Collect all the lines that mention the word "components".

## BEGIN Source data

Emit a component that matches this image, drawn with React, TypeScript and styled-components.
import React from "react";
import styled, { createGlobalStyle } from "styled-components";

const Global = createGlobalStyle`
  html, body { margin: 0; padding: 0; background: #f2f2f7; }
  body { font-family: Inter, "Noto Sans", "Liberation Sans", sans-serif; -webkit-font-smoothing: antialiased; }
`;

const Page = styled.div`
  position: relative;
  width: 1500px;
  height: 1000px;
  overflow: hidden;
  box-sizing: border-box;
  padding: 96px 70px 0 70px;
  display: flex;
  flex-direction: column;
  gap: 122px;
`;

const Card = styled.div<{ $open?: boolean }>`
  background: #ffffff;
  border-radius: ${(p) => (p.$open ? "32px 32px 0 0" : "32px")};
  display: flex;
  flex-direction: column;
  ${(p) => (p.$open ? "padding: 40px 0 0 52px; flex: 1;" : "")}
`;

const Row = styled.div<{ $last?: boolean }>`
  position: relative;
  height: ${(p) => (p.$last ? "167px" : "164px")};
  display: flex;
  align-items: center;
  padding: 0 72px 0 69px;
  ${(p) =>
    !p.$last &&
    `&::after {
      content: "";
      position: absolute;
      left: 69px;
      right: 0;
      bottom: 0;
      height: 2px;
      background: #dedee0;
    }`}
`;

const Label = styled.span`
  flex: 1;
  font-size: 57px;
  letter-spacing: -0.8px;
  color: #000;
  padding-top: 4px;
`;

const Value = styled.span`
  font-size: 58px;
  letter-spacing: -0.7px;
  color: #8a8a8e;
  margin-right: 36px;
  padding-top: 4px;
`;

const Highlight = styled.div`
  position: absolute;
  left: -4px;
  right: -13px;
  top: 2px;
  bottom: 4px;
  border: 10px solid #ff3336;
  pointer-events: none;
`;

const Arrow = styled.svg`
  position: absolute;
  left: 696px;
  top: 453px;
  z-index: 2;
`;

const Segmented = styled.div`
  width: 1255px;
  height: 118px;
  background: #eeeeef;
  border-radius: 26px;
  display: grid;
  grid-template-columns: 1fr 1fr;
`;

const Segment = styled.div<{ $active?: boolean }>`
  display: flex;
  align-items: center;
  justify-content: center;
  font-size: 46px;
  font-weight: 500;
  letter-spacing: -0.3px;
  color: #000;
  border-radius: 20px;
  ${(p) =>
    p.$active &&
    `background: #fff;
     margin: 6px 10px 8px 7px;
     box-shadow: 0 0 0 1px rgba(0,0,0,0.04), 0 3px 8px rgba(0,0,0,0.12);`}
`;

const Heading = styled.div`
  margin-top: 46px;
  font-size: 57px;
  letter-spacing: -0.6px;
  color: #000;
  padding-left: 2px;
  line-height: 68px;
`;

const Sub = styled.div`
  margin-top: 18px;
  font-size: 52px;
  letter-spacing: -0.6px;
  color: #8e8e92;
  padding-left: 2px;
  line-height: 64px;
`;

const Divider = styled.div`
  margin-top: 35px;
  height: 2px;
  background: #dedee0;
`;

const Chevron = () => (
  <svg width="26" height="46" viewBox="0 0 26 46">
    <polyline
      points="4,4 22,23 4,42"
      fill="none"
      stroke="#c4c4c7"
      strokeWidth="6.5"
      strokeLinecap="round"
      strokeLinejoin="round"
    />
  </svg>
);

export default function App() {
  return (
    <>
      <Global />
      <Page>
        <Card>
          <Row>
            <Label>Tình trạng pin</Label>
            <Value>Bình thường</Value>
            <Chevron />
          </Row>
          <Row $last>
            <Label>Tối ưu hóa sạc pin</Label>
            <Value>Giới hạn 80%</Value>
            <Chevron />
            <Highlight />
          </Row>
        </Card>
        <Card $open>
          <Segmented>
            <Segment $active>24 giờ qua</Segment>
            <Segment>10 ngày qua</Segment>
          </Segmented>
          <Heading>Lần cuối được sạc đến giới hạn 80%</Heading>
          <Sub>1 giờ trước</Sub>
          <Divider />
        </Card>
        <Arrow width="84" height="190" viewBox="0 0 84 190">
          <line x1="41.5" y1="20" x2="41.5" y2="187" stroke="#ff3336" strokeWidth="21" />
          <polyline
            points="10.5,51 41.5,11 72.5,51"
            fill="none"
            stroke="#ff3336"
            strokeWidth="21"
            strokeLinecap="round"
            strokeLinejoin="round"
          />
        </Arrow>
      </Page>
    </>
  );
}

## END Source data

**Written reply**
Emit a component that matches this image, drawn with React, TypeScript and styled-components.
import styled, { createGlobalStyle } from "styled-components";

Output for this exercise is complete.